Em nota, a Polícia Civil destacou que “a instituição segue investigando outros membros do grupo e alerta os responsáveis por crianças e adolescentes sobre os riscos de exposição prolongada e sem monitoramento em ambientes virtuais. A operação reforça o papel fundamental da integração entre segurança pública, tecnologia e atuação proativa no combate aos crimes digitais”.
O Discord informou, por nota, que “tem políticas rigorosas contra atividades que promovam discurso de ódio, incitação à violência e compartilhamento de conteúdo prejudicial”. A empresa afirma que assim que toma conhecimento de conteúdos desse tipo por meio de nossas ferramentas de segurança ou por denúncias de usuários, toma “as medidas apropriadas, incluindo a remoção de conteúdo, banimento de usuários e o desligamento de servidores.”

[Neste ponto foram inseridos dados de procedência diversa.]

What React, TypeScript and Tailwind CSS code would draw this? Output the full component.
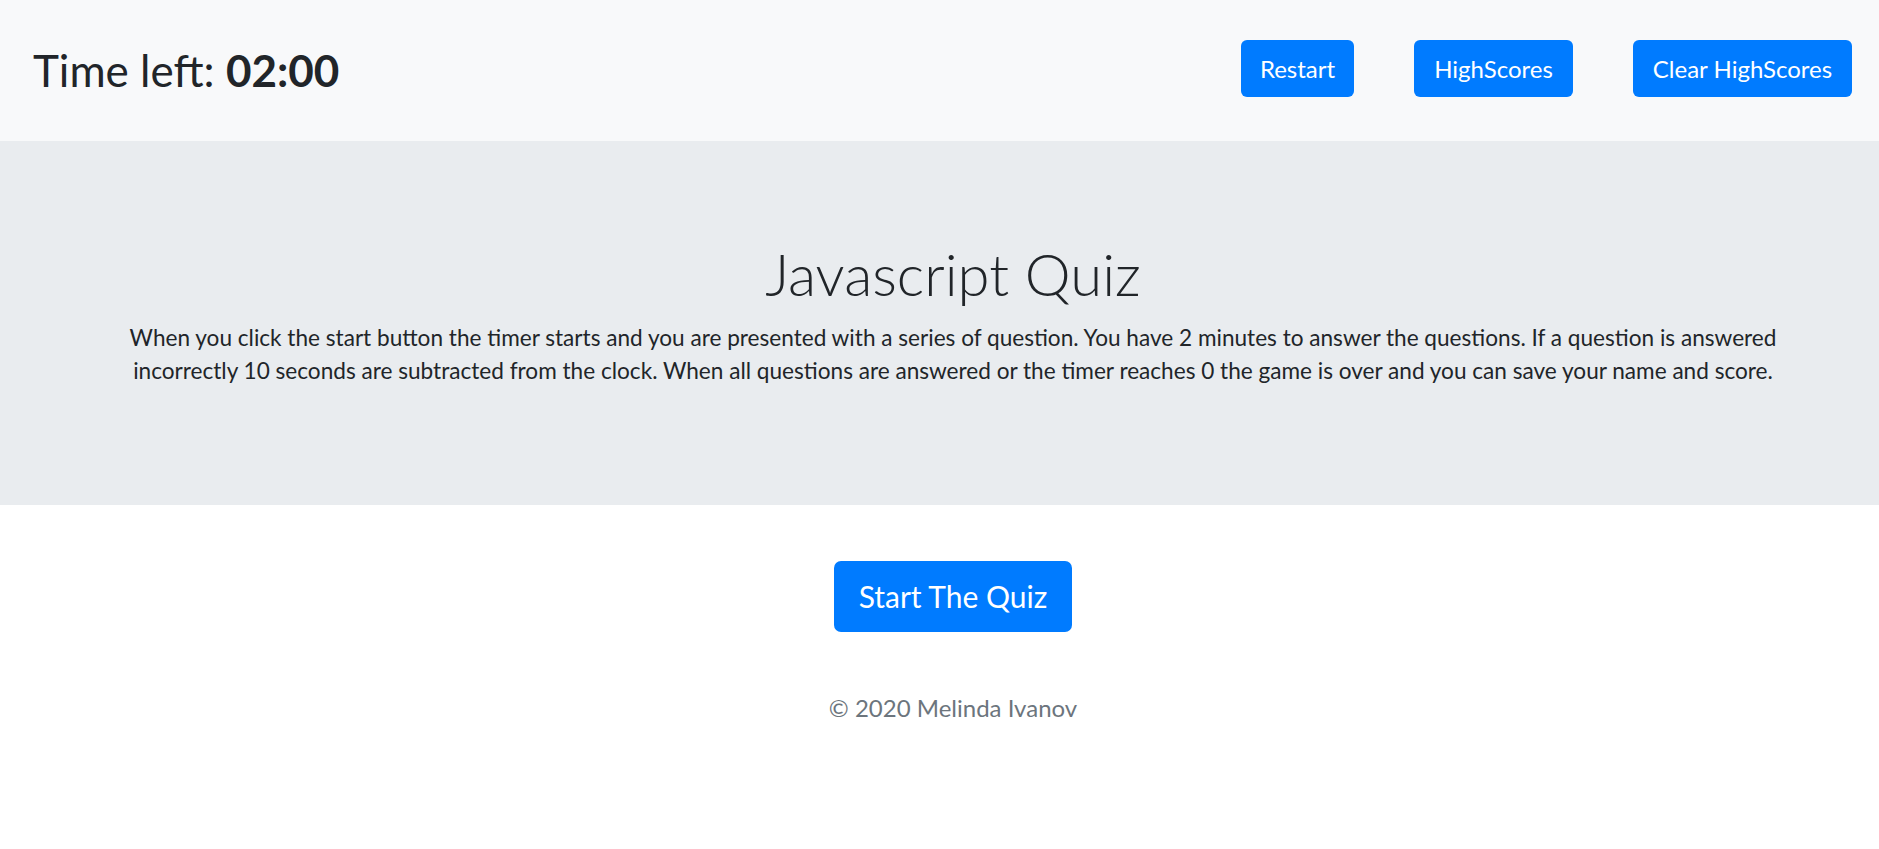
const font = { fontFamily: "Lato, 'Open Sans', sans-serif" };

export default function App() {
  return (
    <div className="min-h-screen bg-white text-[#212529]" style={font}>
      {/* top bar */}
      <header className="flex h-[141px] items-center justify-between bg-[#f8f9fa] pl-[33px] pr-[27px]">
        <h2 className="text-[44px] leading-[1.2] font-normal">
          Time left: <span className="font-bold">02:00</span>
        </h2>
        <div className="mb-[4px] flex gap-[60px]">
          <button className="h-[57px] w-[113px] rounded-[6px] bg-[#007bff] text-[24px] text-white">
            Restart
          </button>
          <button className="h-[57px] w-[159px] rounded-[6px] bg-[#007bff] text-[24px] text-white">
            HighScores
          </button>
          <button className="h-[57px] w-[219px] rounded-[6px] bg-[#007bff] text-[24px] text-white">
            Clear HighScores
          </button>
        </div>
      </header>

      {/* jumbotron */}
      <section className="bg-[#e9ecef] pt-[98px] pb-[118px] pl-[27px]">
        <div className="flex flex-col items-center">
          <h1 className="text-[58px] leading-[1.2] font-light">Javascript Quiz</h1>
          <p className="mt-[12px] text-center text-[22.6px] leading-[33px]">
            When you click the start button the timer starts and you are presented with a series of question. You have 2 minutes to answer the questions. If a question is answered
            <br />
            incorrectly 10 seconds are subtracted from the clock. When all questions are answered or the timer reaches 0 the game is over and you can save your name and score.
          </p>
        </div>
      </section>

      <div className="flex flex-col items-center pt-[56px] pl-[27px]">
        <button className="h-[71px] w-[238px] rounded-[7px] bg-[#007bff] text-[30px] text-white">
          Start The Quiz
        </button>
        <footer className="mt-[59px] text-[24px] leading-[33px] text-[#6c757d]">
          © 2020 Melinda Ivanov
        </footer>
      </div>
    </div>
  );
}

“Também treinamos as forças policiais brasileiras e cooperamos plenamente com suas investigações, o que resultou em prisões bem-sucedidas em uma série de operações ao longo do último ano. A segurança é uma prioridade para o Discord e estamos comprometidos em proporcionar um ambiente positivo e seguro para nossos usuários no Brasil”, diz a nota da plataforma.